Find every line below that contains the word "components" and copy it out.

+ + + +

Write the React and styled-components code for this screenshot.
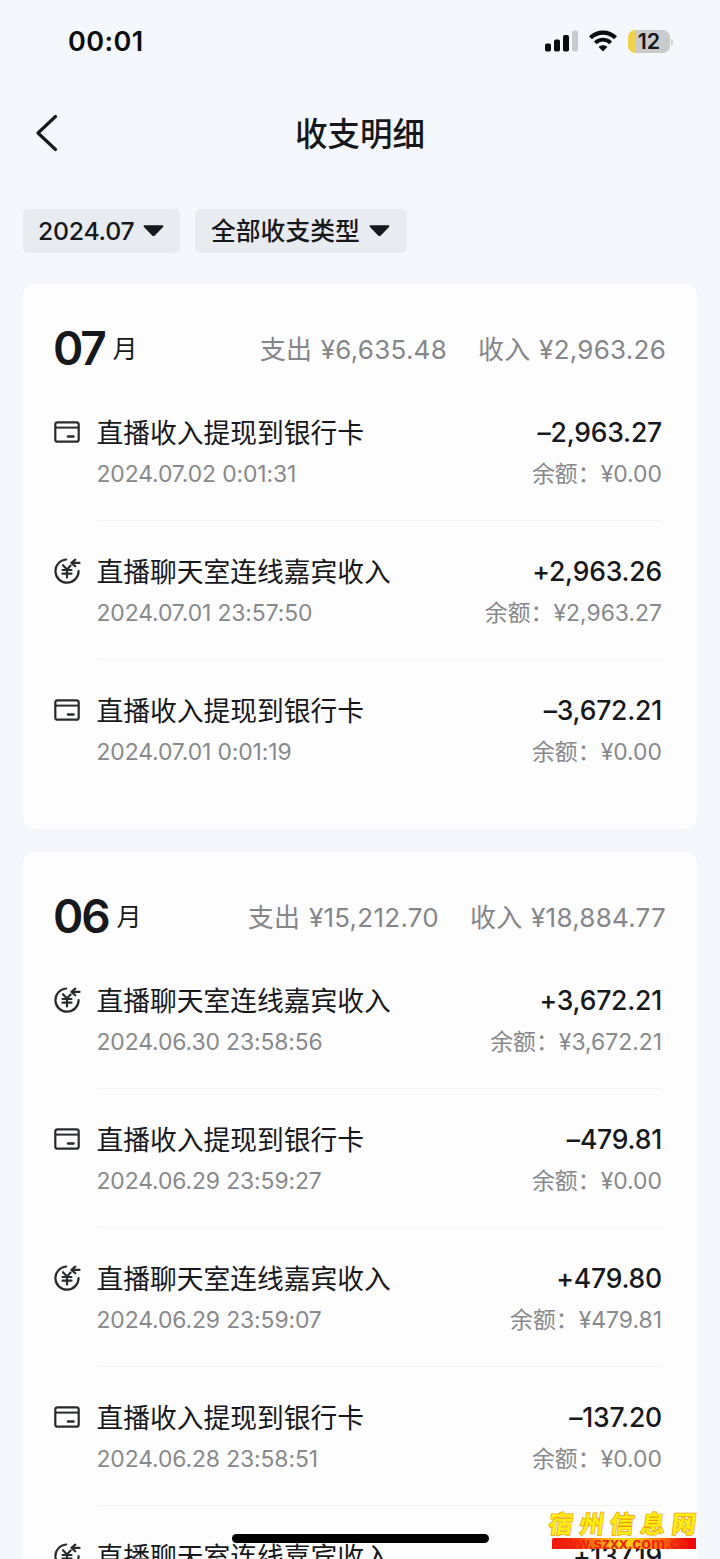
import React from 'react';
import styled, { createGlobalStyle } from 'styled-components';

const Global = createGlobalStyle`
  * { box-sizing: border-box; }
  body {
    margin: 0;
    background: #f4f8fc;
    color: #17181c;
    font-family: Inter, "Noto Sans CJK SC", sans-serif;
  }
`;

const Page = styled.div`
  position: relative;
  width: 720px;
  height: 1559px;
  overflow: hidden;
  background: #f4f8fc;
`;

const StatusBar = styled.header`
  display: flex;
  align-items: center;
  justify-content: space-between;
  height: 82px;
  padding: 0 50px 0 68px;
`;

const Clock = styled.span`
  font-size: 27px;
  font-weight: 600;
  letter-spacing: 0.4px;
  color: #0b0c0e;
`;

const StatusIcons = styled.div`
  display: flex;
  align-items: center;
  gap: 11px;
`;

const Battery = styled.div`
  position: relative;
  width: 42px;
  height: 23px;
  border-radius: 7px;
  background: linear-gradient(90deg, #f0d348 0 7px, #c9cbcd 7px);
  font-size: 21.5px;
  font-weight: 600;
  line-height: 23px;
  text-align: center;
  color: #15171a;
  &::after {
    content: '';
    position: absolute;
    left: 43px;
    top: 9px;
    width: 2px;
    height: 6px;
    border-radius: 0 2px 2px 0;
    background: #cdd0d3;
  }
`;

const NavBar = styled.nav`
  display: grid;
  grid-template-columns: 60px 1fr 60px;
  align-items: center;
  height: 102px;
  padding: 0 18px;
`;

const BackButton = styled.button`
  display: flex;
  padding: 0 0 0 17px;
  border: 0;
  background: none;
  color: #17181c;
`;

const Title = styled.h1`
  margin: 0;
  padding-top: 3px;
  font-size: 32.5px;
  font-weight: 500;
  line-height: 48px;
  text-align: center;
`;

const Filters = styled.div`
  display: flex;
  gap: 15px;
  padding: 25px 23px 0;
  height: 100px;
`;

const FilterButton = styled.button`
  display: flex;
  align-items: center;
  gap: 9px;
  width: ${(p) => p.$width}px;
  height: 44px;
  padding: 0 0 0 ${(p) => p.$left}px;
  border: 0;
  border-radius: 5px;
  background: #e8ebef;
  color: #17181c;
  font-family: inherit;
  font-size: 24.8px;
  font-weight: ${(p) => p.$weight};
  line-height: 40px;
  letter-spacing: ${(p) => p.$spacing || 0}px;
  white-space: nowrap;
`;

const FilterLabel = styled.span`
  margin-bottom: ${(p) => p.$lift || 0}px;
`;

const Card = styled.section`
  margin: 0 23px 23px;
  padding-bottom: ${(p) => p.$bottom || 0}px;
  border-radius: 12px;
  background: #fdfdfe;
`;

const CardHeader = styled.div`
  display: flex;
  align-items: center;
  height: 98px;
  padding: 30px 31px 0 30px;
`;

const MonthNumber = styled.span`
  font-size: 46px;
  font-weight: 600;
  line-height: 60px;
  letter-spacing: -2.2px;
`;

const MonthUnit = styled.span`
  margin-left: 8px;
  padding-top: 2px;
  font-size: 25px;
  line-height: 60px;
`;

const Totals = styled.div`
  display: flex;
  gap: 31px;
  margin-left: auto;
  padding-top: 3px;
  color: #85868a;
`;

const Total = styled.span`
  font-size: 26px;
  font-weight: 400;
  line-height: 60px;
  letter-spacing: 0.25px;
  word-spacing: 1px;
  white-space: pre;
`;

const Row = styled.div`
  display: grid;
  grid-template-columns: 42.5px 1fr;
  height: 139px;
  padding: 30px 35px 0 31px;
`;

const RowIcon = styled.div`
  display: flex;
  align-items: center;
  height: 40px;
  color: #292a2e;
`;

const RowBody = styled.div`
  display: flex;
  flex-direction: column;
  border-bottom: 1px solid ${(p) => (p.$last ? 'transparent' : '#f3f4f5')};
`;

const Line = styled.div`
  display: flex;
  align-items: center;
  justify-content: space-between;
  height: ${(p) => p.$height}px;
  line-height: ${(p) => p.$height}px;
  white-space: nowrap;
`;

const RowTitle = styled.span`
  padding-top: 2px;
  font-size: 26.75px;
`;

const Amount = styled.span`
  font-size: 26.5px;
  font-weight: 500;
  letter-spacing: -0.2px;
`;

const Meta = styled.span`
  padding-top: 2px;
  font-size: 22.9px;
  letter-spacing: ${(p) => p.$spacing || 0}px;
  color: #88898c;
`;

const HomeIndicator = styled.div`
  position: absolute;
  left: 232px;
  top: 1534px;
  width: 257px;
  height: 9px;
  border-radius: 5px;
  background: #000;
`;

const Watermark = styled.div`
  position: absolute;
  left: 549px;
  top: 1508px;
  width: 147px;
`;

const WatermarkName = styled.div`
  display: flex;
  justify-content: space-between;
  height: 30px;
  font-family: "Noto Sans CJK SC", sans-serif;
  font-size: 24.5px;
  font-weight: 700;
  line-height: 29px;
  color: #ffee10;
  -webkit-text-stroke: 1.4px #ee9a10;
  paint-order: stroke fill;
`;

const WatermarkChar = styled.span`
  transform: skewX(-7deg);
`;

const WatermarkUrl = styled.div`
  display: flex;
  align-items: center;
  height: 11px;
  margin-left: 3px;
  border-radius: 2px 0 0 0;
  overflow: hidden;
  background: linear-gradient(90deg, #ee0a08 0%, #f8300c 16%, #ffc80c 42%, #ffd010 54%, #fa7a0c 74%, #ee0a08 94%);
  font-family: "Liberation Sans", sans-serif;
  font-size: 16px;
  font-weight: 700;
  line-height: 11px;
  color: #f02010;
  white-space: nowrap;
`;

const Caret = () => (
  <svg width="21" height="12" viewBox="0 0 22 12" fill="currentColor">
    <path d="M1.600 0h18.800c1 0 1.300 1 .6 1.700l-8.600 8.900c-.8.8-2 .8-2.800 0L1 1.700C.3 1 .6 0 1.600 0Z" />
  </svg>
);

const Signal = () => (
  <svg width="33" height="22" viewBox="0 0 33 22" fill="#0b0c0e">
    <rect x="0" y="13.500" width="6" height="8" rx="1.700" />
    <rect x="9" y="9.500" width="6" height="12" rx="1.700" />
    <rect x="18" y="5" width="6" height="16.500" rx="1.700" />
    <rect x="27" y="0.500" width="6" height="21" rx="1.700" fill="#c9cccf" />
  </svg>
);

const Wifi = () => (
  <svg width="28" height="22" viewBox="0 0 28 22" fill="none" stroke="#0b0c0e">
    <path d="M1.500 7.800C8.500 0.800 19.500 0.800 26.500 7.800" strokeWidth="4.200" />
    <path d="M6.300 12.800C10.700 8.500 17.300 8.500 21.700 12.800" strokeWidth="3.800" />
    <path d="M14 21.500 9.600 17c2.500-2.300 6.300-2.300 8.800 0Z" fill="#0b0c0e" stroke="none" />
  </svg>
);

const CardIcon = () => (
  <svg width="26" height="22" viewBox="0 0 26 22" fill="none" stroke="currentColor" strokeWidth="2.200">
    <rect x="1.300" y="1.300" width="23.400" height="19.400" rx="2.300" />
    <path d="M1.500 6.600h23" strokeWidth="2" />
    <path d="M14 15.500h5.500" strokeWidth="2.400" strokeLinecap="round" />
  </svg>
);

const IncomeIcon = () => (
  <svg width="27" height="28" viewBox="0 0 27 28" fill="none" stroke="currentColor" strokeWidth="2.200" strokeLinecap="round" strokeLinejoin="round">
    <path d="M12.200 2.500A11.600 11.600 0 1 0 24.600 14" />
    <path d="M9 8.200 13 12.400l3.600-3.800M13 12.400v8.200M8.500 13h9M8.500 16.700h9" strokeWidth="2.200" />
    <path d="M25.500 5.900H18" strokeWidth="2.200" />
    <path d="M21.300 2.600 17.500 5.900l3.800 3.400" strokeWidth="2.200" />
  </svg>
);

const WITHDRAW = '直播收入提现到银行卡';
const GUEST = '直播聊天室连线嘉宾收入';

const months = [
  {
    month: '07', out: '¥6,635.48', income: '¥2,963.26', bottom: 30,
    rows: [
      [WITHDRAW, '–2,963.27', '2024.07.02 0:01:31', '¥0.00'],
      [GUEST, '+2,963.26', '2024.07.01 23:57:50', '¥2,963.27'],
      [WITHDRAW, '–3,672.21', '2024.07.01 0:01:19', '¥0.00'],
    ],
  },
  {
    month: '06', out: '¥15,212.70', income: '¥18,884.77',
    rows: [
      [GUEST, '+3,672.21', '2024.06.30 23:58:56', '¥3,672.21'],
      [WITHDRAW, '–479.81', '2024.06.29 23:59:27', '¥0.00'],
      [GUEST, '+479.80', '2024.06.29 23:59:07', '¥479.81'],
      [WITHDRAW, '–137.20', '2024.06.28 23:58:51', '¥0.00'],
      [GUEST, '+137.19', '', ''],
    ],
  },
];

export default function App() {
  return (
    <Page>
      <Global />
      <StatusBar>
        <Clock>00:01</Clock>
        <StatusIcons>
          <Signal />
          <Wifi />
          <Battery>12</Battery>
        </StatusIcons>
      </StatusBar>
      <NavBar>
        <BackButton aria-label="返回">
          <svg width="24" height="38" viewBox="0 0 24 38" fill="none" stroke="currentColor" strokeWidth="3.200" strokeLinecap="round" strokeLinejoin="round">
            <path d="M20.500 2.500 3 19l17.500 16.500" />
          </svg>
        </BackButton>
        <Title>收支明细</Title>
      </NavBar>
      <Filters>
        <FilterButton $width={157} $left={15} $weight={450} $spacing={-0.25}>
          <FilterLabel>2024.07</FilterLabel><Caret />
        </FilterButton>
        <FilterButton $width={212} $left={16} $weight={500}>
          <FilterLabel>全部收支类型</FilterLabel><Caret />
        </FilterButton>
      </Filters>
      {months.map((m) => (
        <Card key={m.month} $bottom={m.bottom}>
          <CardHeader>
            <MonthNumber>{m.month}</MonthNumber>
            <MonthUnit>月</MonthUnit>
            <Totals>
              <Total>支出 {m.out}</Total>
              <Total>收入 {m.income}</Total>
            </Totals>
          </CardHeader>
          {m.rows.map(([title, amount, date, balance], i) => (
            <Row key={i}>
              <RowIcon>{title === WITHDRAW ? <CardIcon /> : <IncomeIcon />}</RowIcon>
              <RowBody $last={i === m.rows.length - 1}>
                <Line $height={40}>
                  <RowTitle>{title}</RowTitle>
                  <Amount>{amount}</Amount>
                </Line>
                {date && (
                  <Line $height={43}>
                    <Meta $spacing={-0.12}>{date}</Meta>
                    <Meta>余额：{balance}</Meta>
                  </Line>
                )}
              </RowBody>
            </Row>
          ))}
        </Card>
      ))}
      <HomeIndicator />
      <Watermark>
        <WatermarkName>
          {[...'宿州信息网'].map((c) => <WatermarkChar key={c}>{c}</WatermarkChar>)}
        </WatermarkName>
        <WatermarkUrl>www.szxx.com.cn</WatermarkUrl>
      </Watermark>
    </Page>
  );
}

+ + + +

> _RESULT OF THIS TASK_:
Write the React and styled-components code for this screenshot.
import styled, { createGlobalStyle } from 'styled-components';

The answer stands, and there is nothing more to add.